Choosing the Right Index
Choosing the right index for a database table involves analyzing query patterns, understanding data access requirements, and balancing the trade-offs between read and write performance. Factors such as the size of the dataset, common queries, and the frequency of data modifications should all be considered when designing indexes.
When designing indexes, it is essential to prioritize columns that are frequently used in search conditions or as join criteria in queries. A well-placed index can drastically reduce query execution times and improve overall application performance. Using tools like SQL Server Management Studio or query execution plans can provide insights into which queries may benefit from indexing.
Additionally, database administrators should monitor index usage and performance over time. Unused or rarely used indexes can create unnecessary overhead and should be considered for removal. Conversely, queries that perform poorly may indicate the need for new indexes or adjustments to existing ones.
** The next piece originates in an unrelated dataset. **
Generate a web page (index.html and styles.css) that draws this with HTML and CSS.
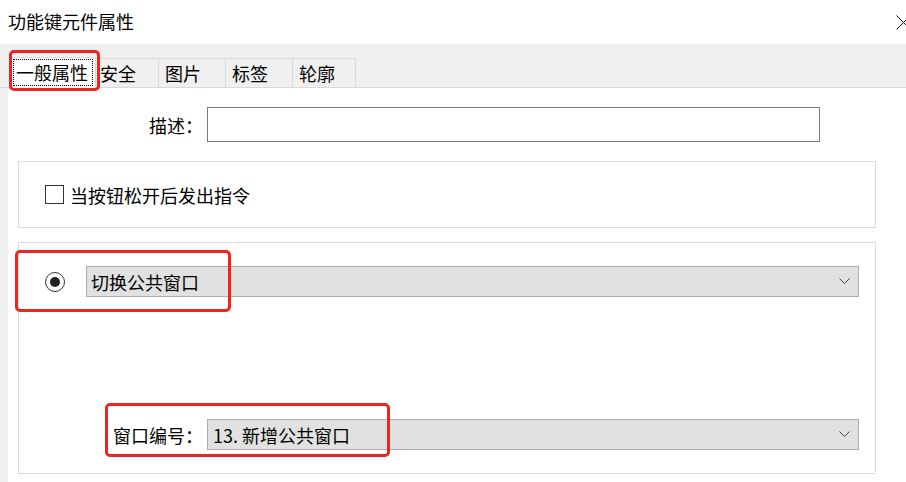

In conclusion, selecting the right indexes is a critical aspect of database performance optimization. By considering the specific needs of the application and conducting thorough analysis, administrators can implement indexes that enhance performance while minimizing the downsides associated with index maintenance.
In summary, indexes play a vital role in enhancing SQL database performance. Understanding the various types of indexes—clustered, non-clustered, unique, composite, and full-text—enables database administrators to make informed decisions. By carefully selecting and implementing the appropriate indexes, one can greatly improve query performance, enforce data integrity, and optimize overall database efficiency.